The three CC-Link Master network modules are housed in a single rack along with a Mitsubishi Q Series programmable automation controller in the main control center within the tunnel. This underground main control center is located about three miles from the main engineering offices, which are outside the tunnel in Queens. It houses the control panels for the conveyor drives, and the HMIs to monitor the operations within the tunnel system.

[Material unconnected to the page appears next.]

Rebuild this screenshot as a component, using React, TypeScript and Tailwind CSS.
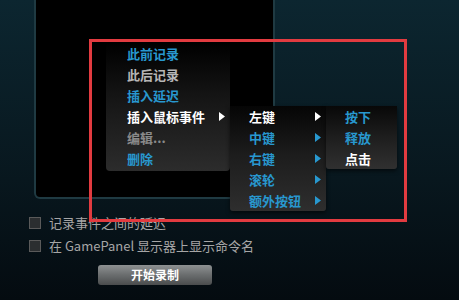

While the main control center in the tunnel communicates with the engineering offices in Queens, it also coordinates communications three miles into the tunnel to control the two networks that travel to the TBM and control the conveyors. Even though they are controlled via separate CC-Link networks, the conveyors operate efficiently together to remove the muck from the tunnel. The networks also work together to communicate system status to the various HMIs located throughout the tunnel system.

Robbins engineers say the network “just works” despite the complex and harsh conditions. “Guys who are welding one minute are installing wiring the next,” said Muslak. “The simple screw-down terminals, the ability to add nodes without changing PLC programs, the ability to troubleshoot VFDs and I/O remotely—all of that is what they like.”

As of spring of 2012, Robbins was operating 17 large-scale projects around the world using CC-Link networks, and laying more than 250,000 meters of network cable in the process.  Their next big project: a 100-meter water aqueduct being dug under a tiger preserve in India. Two TBMs will start at either end and evenutally meet in the middle—no doubt communicating effectively every step of the way.